Perfect professor fr

[–] [email protected] 8 points 3 months ago

A creative way to tell a student how to download a free book while telling them “not to”. The professor probably just wants to teach and is as tired of the university bullshit as the students.

[–] [email protected] 8 points 3 months ago

Textbook example of Streisand Effect.

[–] [email protected] 6 points 3 months ago

These sites also usually have the solution manuals

[–] [email protected] 60 points 3 months ago* (last edited 3 months ago) (5 children)

I bought some textbooks for university.

Ended up not using most of them.

Most computers science students are used to computers, internet and StackOverflow.

Not paper.

[–] [email protected] 12 points 3 months ago

Textbooks that are good references are great. Textbooks that are just another class and withhold the answers are garbage.

[–] [email protected] 3 points 3 months ago (1 children)

I found this in my first and second year so I stopped buying them.

Half the time it was just "recommended reading" and the book wasn't even used in class.

Yep, not gonna shell out $120 per book for "recommend reading"

[–] [email protected] 1 points 3 months ago

Don't you have university library? I did most of the recommend readings through my studies and found them all there (excepted for one). Ended up being a two reference books which prove themselves to be worth it.

[–] [email protected] 6 points 3 months ago (1 children)

There's nothing wrong with paper books.

[–] [email protected] 17 points 3 months ago (1 children)

I never said there's something wrong with paper books.

I'm even reading one right now. Lord of Rings paper version.

But for computer science students textbooks, it's heavy, inconvenient and spacey.

The internet or even PDFs are better.

Why?

It's easier to do research, CTRL+F and copy/paste some programming code.

[–] [email protected] 4 points 3 months ago

The best investment I made in textbooks was the class that wanted a Schaum's Outline book, $15 brand new and still a book I use for occasional linear algebra reference.

[–] [email protected] 24 points 3 months ago (1 children)

Here is a PDF of the book you need for this course, you may not share it and the file will self destruct the day after finals. Thanks for the $150

[–] [email protected] 5 points 3 months ago (1 children)

The younger teachers were doing something similar to this. Teachers have to follow certain sets of rules to not get fired.

It was mostly the oldest, gray-haired teachers that were requiring textbooks. Stuck in their old ways.

[–] [email protected] 10 points 3 months ago (1 children)

At least you OWN the text book and can reference it years later. That PDF scam was a real piss off

[–] [email protected] 4 points 3 months ago (1 children)

That might work in other domains other than computer sciences.
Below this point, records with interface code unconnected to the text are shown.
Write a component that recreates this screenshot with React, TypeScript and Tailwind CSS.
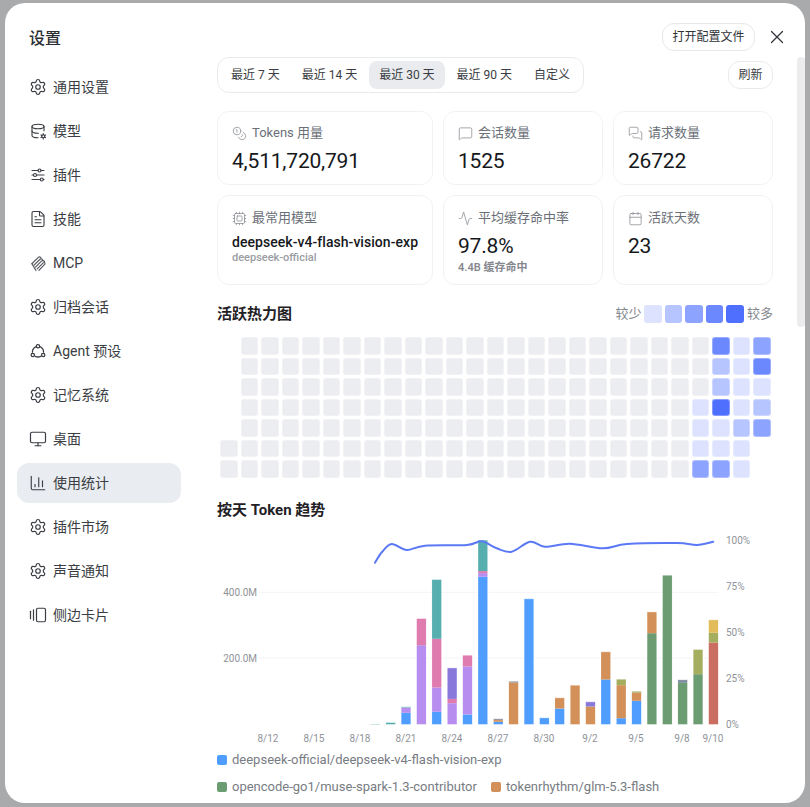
import type { ReactNode } from 'react'
import {
  Activity,
  Calendar,
  ChartColumn,
  Coins,
  Cpu,
  FileText,
  GalleryHorizontalEnd,
  MessageSquare,
  MessagesSquare,
  Monitor,
  Settings,
  X,
} from 'lucide-react'
import { TbAdjustmentsHorizontal, TbDatabaseCog } from 'react-icons/tb'

const font = 'Roboto, "Noto Sans CJK SC", sans-serif'

function McpIcon() {
  return (
    <svg width="17" height="17" viewBox="0 0 16 16" fill="none" stroke="#55585e" strokeWidth="1.1" strokeLinecap="round" strokeLinejoin="round">
      <path d="M1.8 8.2 7.8 2.2C9 1.4 10 2 10.4 3" />
      <path d="M3.6 9.8 9.4 4C10.6 3.2 11.6 3.8 12 4.8" />
      <path d="M5.2 11.4 11 5.6C12.2 4.8 13.2 5.4 13.6 6.4" />
      <path d="M6.8 13 12.4 7.4C13.6 6.6 14.4 7.4 14 8.6L8.4 14.4" />
      <path d="M1.8 8.2 5.6 14.6" />
    </svg>
  )
}

function AgentIcon() {
  return (
    <svg width="16" height="16" viewBox="0 0 16 16" fill="none" stroke="currentColor" strokeWidth="1.25" strokeLinecap="round">
      <circle cx="8" cy="3.2" r="1.7" />
      <circle cx="2.8" cy="12" r="1.7" />
      <circle cx="13.2" cy="12" r="1.7" />
      <path d="M6.2 3.6A6 6 0 0 0 2.4 9.2" />
      <path d="M9.8 3.6A6 6 0 0 1 13.6 9.2" />
      <path d="M5.2 13.4Q8 14.6 10.8 13.4" />
    </svg>
  )
}

const gear = <Settings size={18} strokeWidth={1.6} />

const menu: { label: string; icon: ReactNode }[] = [
  { label: '通用设置', icon: gear },
  { label: '模型', icon: <TbDatabaseCog size={18} strokeWidth={1.5} /> },
  { label: '插件', icon: <TbAdjustmentsHorizontal size={18} strokeWidth={1.5} /> },
  { label: '技能', icon: <FileText size={18} strokeWidth={1.5} /> },
  { label: 'MCP', icon: <McpIcon /> },
  { label: '归档会话', icon: gear },
  { label: 'Agent 预设', icon: <AgentIcon /> },
  { label: '记忆系统', icon: gear },
  { label: '桌面', icon: <Monitor size={18} strokeWidth={1.6} /> },
  { label: '使用统计', icon: <ChartColumn size={18} strokeWidth={1.5} /> },
  { label: '插件市场', icon: gear },
  { label: '声音通知', icon: gear },
  { label: '侧边卡片', icon: <GalleryHorizontalEnd size={18} strokeWidth={1.6} /> },
]

const ranges = ['最近 7 天', '最近 14 天', '最近 30 天', '最近 90 天', '自定义']

const levels = [
  'bg-[#ecedf1]',
  'bg-[#dde3ff]',
  'bg-[#b6c4ff]',
  'bg-[#8ca3ff]',
  'bg-[#6b88ff]',
  'bg-[#4f6fff]',
]

// colored columns of the heatmap, top to bottom; everything left of them is level 0
const hotColumns: Record<number, number[]> = {
  23: [0, 0, 0, 1, 1, 1, 3],
  24: [4, 2, 2, 5, 1, 1, 3],
  25: [1, 1, 1, 1, 2, 1, 1],
  26: [3, 4, 1, 2, 3],
}

function cellLevel(col: number, row: number) {
  if (col === 0 && row < 5) return -1
  if (col === 26 && row > 4) return -1
  const hot = hotColumns[col]
  return hot ? hot[row] : 0
}

const c = {
  blue: '#4f9eff',
  purple: '#b78ef0',
  pink: '#e07bb0',
  teal: '#56aeae',
  indigo: '#8878dc',
  orange: '#d39058',
  green: '#6c9c72',
  olive: '#a4ae5e',
  red: '#c96e60',
  yellow: '#e2bc5a',
  gray: '#8a8f98',
  slate: '#7b8a9c',
}

// [day index from 8/21, stack from the bottom as [colour, px height]]
const bars: [number, [string, number][]][] = [
  [-2, [[c.teal, 0.5]]],
  [-1, [[c.teal, 2]]],
  [0, [[c.blue, 11.7], [c.purple, 5.3], [c.teal, 0.7]]],
  [1, [[c.purple, 79.3], [c.pink, 26.7]]],
  [2, [[c.blue, 12.7], [c.purple, 24.3], [c.pink, 48.7], [c.teal, 59.3]]],
  [3, [[c.purple, 21.3], [c.pink, 4.3], [c.indigo, 31]]],
  [4, [[c.blue, 10], [c.purple, 48], [c.pink, 11.3]]],
  [5, [[c.blue, 147.7], [c.purple, 3.7], [c.pink, 2], [c.teal, 31]]],
  [6, [[c.blue, 2.7], [c.orange, 1.7], [c.gray, 1.3]]],
  [7, [[c.orange, 42], [c.gray, 1.3]]],
  [8, [[c.blue, 125.7]]],
  [9, [[c.blue, 6.7]]],
  [10, [[c.blue, 16], [c.orange, 10.7]]],
  [11, [[c.orange, 39.3]]],
  [12, [[c.orange, 18], [c.indigo, 4.7]]],
  [13, [[c.blue, 45], [c.orange, 27.7]]],
  [14, [[c.blue, 6.3], [c.orange, 33], [c.olive, 6]]],
  [15, [[c.blue, 23.7], [c.orange, 8.3], [c.olive, 1.3]]],
  [16, [[c.green, 91.3], [c.orange, 21.3]]],
  [17, [[c.green, 149.3]]],
  [18, [[c.green, 41.7], [c.slate, 3]]],
  [19, [[c.green, 50.3], [c.olive, 24.7]]],
  [20, [[c.red, 82], [c.olive, 9.7], [c.yellow, 13]]],
]

const linePoints: [number, number][] = [
  [158, 32.7], [165, 22], [174.7, 14], [189.7, 20], [208, 15.7], [250, 15], [264.7, 11.3], [279.7, 18.3],
  [294.7, 21.7], [313, 11.7], [328, 16.7], [353, 13.7], [386, 18.3], [410, 14], [460, 13], [480, 15], [496.3, 11.7],
]

function smoothPath(pts: [number, number][]) {
  let d = `M${pts[0][0]} ${pts[0][1]}`
  for (let i = 0; i < pts.length - 1; i++) {
    const p0 = pts[Math.max(i - 1, 0)]
    const p1 = pts[i]
    const p2 = pts[i + 1]
    const p3 = pts[Math.min(i + 2, pts.length - 1)]
    d += ` C${p1[0] + (p2[0] - p0[0]) / 6} ${p1[1] + (p2[1] - p0[1]) / 6} ${p2[0] - (p3[0] - p1[0]) / 6} ${p2[1] - (p3[1] - p1[1]) / 6} ${p2[0]} ${p2[1]}`
  }
  return d
}

function TokenChart() {
  const baseY = 194.5
  const toX = (i: number) => 189 + 15.37 * i
  const axisText = { fontSize: 10, fill: '#8f9399', fontFamily: font }
  return (
    <svg width="556" height="220" viewBox="0 0 556 220" className="block">
      <line x1="41" x2="501" y1="62.3" y2="62.3" stroke="#f3f4f6" />
      <line x1="41" x2="501" y1="128" y2="128" stroke="#f3f4f6" />
      <text x="40" y="66" textAnchor="end" {...axisText}>400.0M</text>
      <text x="40" y="132" textAnchor="end" {...axisText}>200.0M</text>
      {[['100%', 14], ['75%', 60], ['50%', 106], ['25%', 152], ['0%', 198]].map(([t, y]) => (
        <text key={t} x="509" y={y} {...axisText}>{t}</text>
      ))}
      {[['8/12', 51], ['8/15', 97], ['8/18', 143], ['8/21', 189], ['8/24', 235], ['8/27', 281], ['8/30', 327], ['9/2', 373], ['9/5', 419], ['9/8', 465], ['9/10', 496]].map(([t, x]) => (
        <text key={t} x={x} y="212" textAnchor="middle" {...axisText}>{t}</text>
      ))}
      {bars.map(([i, stack]) => {
        let y = baseY
        return (
          <g key={i}>
            {stack.map(([color, h], k) => {
              y -= h
              return <rect key={k} x={toX(i) - 4.8} y={y} width="9.6" height={h} fill={color} />
            })}
            <rect x={toX(i) - 5} y={y} width="10" height={baseY - y} fill="none" stroke="#ffffff" strokeOpacity="0.5" strokeWidth="0.8" />
          </g>
        )
      })}
      <path d={smoothPath(linePoints)} fill="none" stroke="#5b79f5" strokeWidth="2" strokeLinecap="round" />
    </svg>
  )
}

function StatCard({ icon, label, children, className }: { icon: ReactNode; label: string; children: ReactNode; className: string }) {
  return (
    <div className={`rounded-xl border border-[#f1f2f4] px-[14px] ${className}`}>
      <div className="flex items-center gap-[5px] text-[13px] leading-[18px] text-[#6b7078]">
        <span className="text-[#8a8e95]">{icon}</span>
        {label}
      </div>
      {children}
    </div>
  )
}

function LegendItem({ color, label }: { color: string; label: string }) {
  return (
    <div className="flex items-center gap-[5px]">
      <span className={`h-[10px] w-[10px] rounded-[2px] ${color}`} />
      <span className="text-[13px] leading-[18px] text-[#787c83]">{label}</span>
    </div>
  )
}

export default function App() {
  const value = 'text-[21px] leading-[30px] font-normal tracking-[-0.2px] text-[#16181c]'
  return (
    <div className="h-[807px] w-[810px] overflow-hidden bg-[#a9aaac] pl-[5px] pt-[3px]" style={{ fontFamily: font }}>
      <div className="relative flex h-[800px] w-[800px] overflow-hidden rounded-[20px] bg-white">
        {/* sidebar */}
        <aside className="w-[212px] shrink-0 pl-[12px]">
          <h1 className="pl-[12px] pt-[25px] text-[16px] leading-[22px] font-medium text-[#2b2e33]">设置</h1>
          <nav className="mt-[17px] flex w-[164px] flex-col gap-[4px]">
            {menu.map((item) => (
              <div
                key={item.label}
                className={`flex h-[40px] items-center gap-[6px] rounded-xl pl-[12px] text-[14px] text-[#3a3d43] ${item.label === '使用统计' ? 'bg-[#e9ecf1]' : ''}`}
              >
                <span className="flex w-[18px] justify-center">{item.icon}</span>
                {item.label}
              </div>
            ))}
          </nav>
        </aside>

        {/* main */}
        <main className="w-[556px] shrink-0">
          <div className="flex h-[54px] items-end justify-end">
            <button className="mb-[6px] mr-[-1px] h-[28px] w-[93px] rounded-xl border border-[#e7e8ea] text-[12px] text-[#2f3237]">打开配置文件</button>
            <span className="mb-[6px] ml-[12px] mr-[-15px] flex h-[28px] w-[22px] items-center justify-center text-[#33363b]">
              <X size={22} strokeWidth={1.3} />
            </span>
          </div>

          <div className="flex items-center justify-between">
            <div className="flex h-[36px] items-center gap-[2px] rounded-xl border border-[#e9eaec] px-[3px] text-[12px] text-[#3a3d43]">
              {ranges.map((r) => (
                <span key={r} className={`flex h-[28px] items-center rounded-lg px-[10px] ${r === '最近 30 天' ? 'bg-[#e9ebee]' : ''}`}>{r}</span>
              ))}
            </div>
            <button className="h-[28px] w-[45px] rounded-xl border border-[#e9eaec] text-[12px] text-[#3a3d43]">刷新</button>
          </div>

          <div className="mt-[18px] grid grid-cols-[216px_160px_160px] gap-[10px]">
            <StatCard className="h-[74px] pt-[12px]" icon={<Coins size={15} strokeWidth={1.25} />} label="Tokens 用量">
              <div className={`mt-[4px] ${value}`}>4,511,720,791</div>
            </StatCard>
            <StatCard className="h-[74px] pt-[12px]" icon={<MessageSquare size={15} strokeWidth={1.25} />} label="会话数量">
              <div className={`mt-[4px] ${value}`}>1525</div>
            </StatCard>
            <StatCard className="h-[74px] pt-[12px]" icon={<MessagesSquare size={15} strokeWidth={1.25} />} label="请求数量">
              <div className={`mt-[4px] ${value}`}>26722</div>
            </StatCard>
            <StatCard className="h-[90px] pt-[13px]" icon={<Cpu size={15} strokeWidth={1.25} />} label="最常用模型">
              <div className="mt-[6px] text-[14px] leading-[18px] font-medium tracking-[0.05px] whitespace-nowrap text-[#16181c]">deepseek-v4-flash-vision-exp</div>
              <div className="text-[11px] leading-[13px] font-medium text-[#9a9da3]">deepseek-official</div>
            </StatCard>
            <StatCard className="h-[90px] pt-[13px]" icon={<Activity size={15} strokeWidth={1.25} />} label="平均缓存命中率">
              <div className={`mt-[4px] ${value}`}>97.8%</div>
              <div className="text-[11px] leading-[14px] font-semibold text-[#85888e]">4.4B 缓存命中</div>
            </StatCard>
            <StatCard className="h-[90px] pt-[13px]" icon={<Calendar size={15} strokeWidth={1.25} />} label="活跃天数">
              <div className={`mt-[4px] ${value}`}>23</div>
            </StatCard>
          </div>

          <div className="mt-[18px] flex h-[22px] items-center justify-between">
            <h2 className="text-[15px] font-bold text-[#1f2125]">活跃热力图</h2>
            <div className="flex items-center gap-[3px] text-[13px] text-[#85888e]">
              较少
              {levels.slice(1).map((l) => (
                <span key={l} className={`h-[18px] w-[17.5px] rounded-[3px] ${l}`} />
              ))}
              较多
            </div>
          </div>

          <div className="mt-[12px] ml-[3px] grid grid-flow-col grid-cols-[repeat(27,17.5px)] grid-rows-[repeat(7,17.5px)] gap-[3px]">
            {Array.from({ length: 27 * 7 }, (_, n) => {
              const col = Math.floor(n / 7)
              const row = n % 7
              const level = cellLevel(col, row)
              return <span key={n} className={`rounded-[3px] border border-white/30 ${level < 0 ? 'invisible' : levels[level]}`} />
            })}
          </div>

          <h2 className="mt-[21px] text-[15px] leading-[22px] font-bold text-[#1f2125]">按天 Token 趋势</h2>

          <div className="mt-[9px]">
            <TokenChart />
          </div>

          <div className="mt-[1px] flex flex-col gap-[9px]">
            <LegendItem color="bg-[#4f9eff]" label="deepseek-official/deepseek-v4-flash-vision-exp" />
            <div className="flex gap-[14px]">
              <LegendItem color="bg-[#6c9c72]" label="opencode-go1/muse-spark-1.3-contributor" />
              <LegendItem color="bg-[#d39058]" label="tokenrhythm/glm-5.3-flash" />
            </div>
          </div>
        </main>

        {/* scrollbar thumb */}
        <div className="absolute right-0 top-[54px] h-[270px] w-[8px] rounded-full bg-[#ececee]" />
      </div>
    </div>
  )
}
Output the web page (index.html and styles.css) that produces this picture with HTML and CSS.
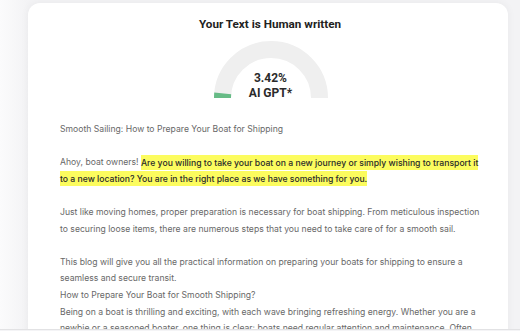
FILE: index.html
```html
<!DOCTYPE html>
<html>
<head>
<meta charset="utf-8">
<link rel="stylesheet" href="styles.css">
</head>
<body>
<div class="page">
  <div class="card">
    <h1 class="title">Your Text is Human written</h1>
    <div class="gauge">
      <svg class="gauge-svg" width="116" height="60" viewBox="0 0 116 60">
        <path d="M 9.5 58 A 48.5 48.5 0 0 1 106.5 58" fill="none" stroke="#efefef" stroke-width="17"/>
        <path d="M 9.5 58 A 48.5 48.5 0 0 1 9.72 53.4" fill="none" stroke="#67bb86" stroke-width="17"/>
      </svg>
      <div class="gauge-label">
        <span class="pct">3.42%</span>
        <span class="pct">AI GPT*</span>
      </div>
    </div>
    <div class="text">
      <p>Smooth Sailing: How to Prepare Your Boat for Shipping</p>
      <p>Ahoy, boat owners! <mark class="hl">Are you willing to take your boat on a new journey or simply wishing to transport it to a new location? You are in the right place as we have something for you.</mark></p>
      <p>Just like moving homes, proper preparation is necessary for boat shipping. From meticulous inspection to securing loose items, there are numerous steps that you need to take care of for a smooth sail.</p>
      <p class="tight">This blog will give you all the practical information on preparing your boats for shipping to ensure a seamless and secure transit.</p>
      <p class="tight">How to Prepare Your Boat for Smooth Shipping?</p>
      <p class="tight">Being on a boat is thrilling and exciting, with each wave bringing refreshing energy. Whether you are a newbie or a seasoned boater, one thing is clear: boats need regular attention and maintenance. Often</p>
    </div>
  </div>
</div>
<div class="bottom-bar"></div>
</body>
</html>
```
FILE: styles.css
```css
html, body {
  margin: 0;
  padding: 0;
}
body {
  width: 520px;
  height: 331px;
  overflow: hidden;
  background: linear-gradient(90deg, #fbfbfc 0px, #f3f3f5 28px, #f3f3f5 100%);
  font-family: Inter, "Noto Sans", sans-serif;
  position: relative;
}
.page {
  padding: 3px 0 0 28px;
}
.card {
  width: 480px;
  box-sizing: border-box;
  background: #ffffff;
  border-radius: 12px 12px 0 0;
  box-shadow: 0 0 8px rgba(0, 0, 0, 0.05);
  padding: 14px 28px 20px 32px;
  display: flex;
  flex-direction: column;
  align-items: stretch;
}
.title {
  margin: 0;
  font-family: Roboto, "Noto Sans", sans-serif;
  font-size: 11.7px;
  line-height: 15px;
  font-weight: 700;
  color: #222;
  text-align: center;
}
.gauge {
  position: relative;
  align-self: center;
  width: 116px;
  height: 60px;
  margin-top: 8px;
  margin-left: 1px;
}
.gauge-svg {
  display: block;
}
.gauge-label {
  position: absolute;
  left: 0;
  right: 0;
  top: 31px;
  display: flex;
  flex-direction: column;
  align-items: center;
}
.pct {
  font-family: Roboto, "Noto Sans", sans-serif;
  font-size: 12px;
  line-height: 15px;
  font-weight: 700;
  color: #2a2a2a;
}
.text {
  margin-top: 21px;
  font-size: 8.65px;
  line-height: 16.6px;
  color: #686868;
}
.text p {
  margin: 0 0 16.6px 0;
}
.text p.tight {
  margin: 0;
}
.hl {
  background: #fcfc5e;
  color: #2a2a2a;
  font-weight: 500;
  padding: 2.5px 0;
}
.bottom-bar {
  position: absolute;
  left: 0;
  right: 0;
  bottom: 0;
  height: 1px;
  background: #f4f4f6;
  border-top: 1px solid #e2e2e4;
}
```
But from my experience, nobody cared about books and papers in computer science. Everyone is more comfortable with technology.

You can easily Google or find things on the internet.

[–] [email protected] 6 points 3 months ago (1 children)

The professor that taught my algorithms & data structures course said if we were going to keep one book it should be the one for that course. I followed that advice and it's the one textbook I still have. It's been 8 years since graduation and I haven't opened it once. I tend to just read Wikipedia if I need to understand a particular algorithm or data structure.

[–] [email protected] 4 points 3 months ago

Exactly lol. If I were you, I'd try to sell it.

If it's still relevant, you could also give it to younger students.

[–] [email protected] 41 points 3 months ago

In one of my uni courses, I found a free copy of the required textbook and posted a link to it on the forum in the LMS saying "Hey prof, is this the correct textbook?" By the time the prof responded and politely took my message down a week later, everyone had helped themselves to a copy.